The objective of this paper is to present and discuss the societal implications of a suggested solution, an on-demand archiving system for authors, journal/book editors, and publishers for long-term preservation of cited webreferences.
Methodology
WebCite(R), a member of the International Internet Preservation Consortium, is an on-demand archiving system for non-journal webreferences (cited webpages and websites, or other kinds of Internet-accessible digital objects), which can be used by authors, editors, and publishers of scholarly papers and books, who want to ensure that cited webmaterial will remain available to readers in the future. If cited webreferences in journal articles, books etc. are not archived, future readers may encounter a "404 File Not Found" error when clicking on a cited URL.
A WebCite(R)-enhanced reference is a reference which contains - in addition to the original live URL (which can and probably will disappear in the future, or its content may change) - a link to an archived copy of the material, exactly as the citing author saw it when he accessed the cited material (Example Reference: Lawrence, Lessig: "this is a fantastically cool idea" (Blog). Sept 8, 2006. http://lessig.org/blog/2006/09/ Archived by WebCite (R) at http://www.webcitation.org/5UzgHmsS7 on 20-01-2008)
The archiving process can be initiated by citing authors, editors, publishers, or cited authors. Authors usually use the archiving form, the WebCite(R) bookmarklet, or upload an entire citing manuscript to the WebCite server via the comb page, which initiates the WebCite(R) tool to comb through the manuscript and to archive all cited non-journal URLs.
Participating journal or book editors, publishers, or copyeditors, participate through inserting a note in their "Instructions for authors" asking authors to use webcitation.org to permanently archive all cited webpages and websites before manuscript submission, and to cite the archived copy in addition to the original link.
Participating Publishers (such as BioMed Central) submit manuscript XML files to WebCite(R) at the time of publication, so that WebCite(R) can comb through the manuscript and archive cited webpages automatically.

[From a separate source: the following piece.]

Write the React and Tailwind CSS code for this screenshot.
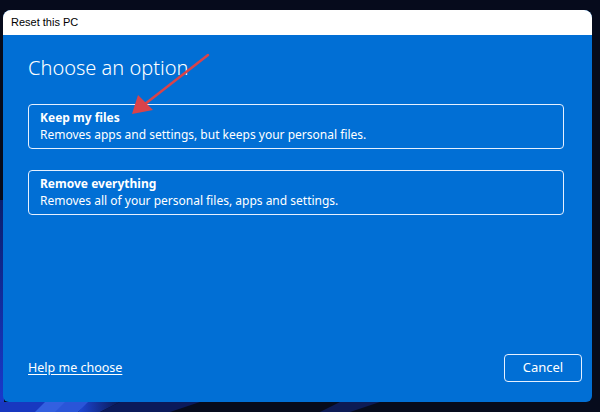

Citable authors, i.e. academic bloggers and authors of non-journal scholarly webpages who foresee the possibility to be cited in the scholarly literature ("citable Web-author" or subsequently called "cited author"), but are concerned about the persistence and citability of their work can add a "WebCite this!" link to their work, which links dynamically to the archiving form.
Data and interpretation
Since 2005, WebCite(R) has been used by over 200 scholarly journals, and has archived over 3 Million scholarly important files and webpages.
Conclusions
The current state of scholarly communication on the web can be characterized by the following paradox:
1) blogs (and other Internet venues such as wikis) are - at least in theory - important venues for scholarship to publish hyptheses, analyses etc. outside of the traditional journal publishing system
2) yet, they are not considered "citable" or "publications" - which in turn affect their use, usefulness, and acceptance among researchers as tools for scholalry communication.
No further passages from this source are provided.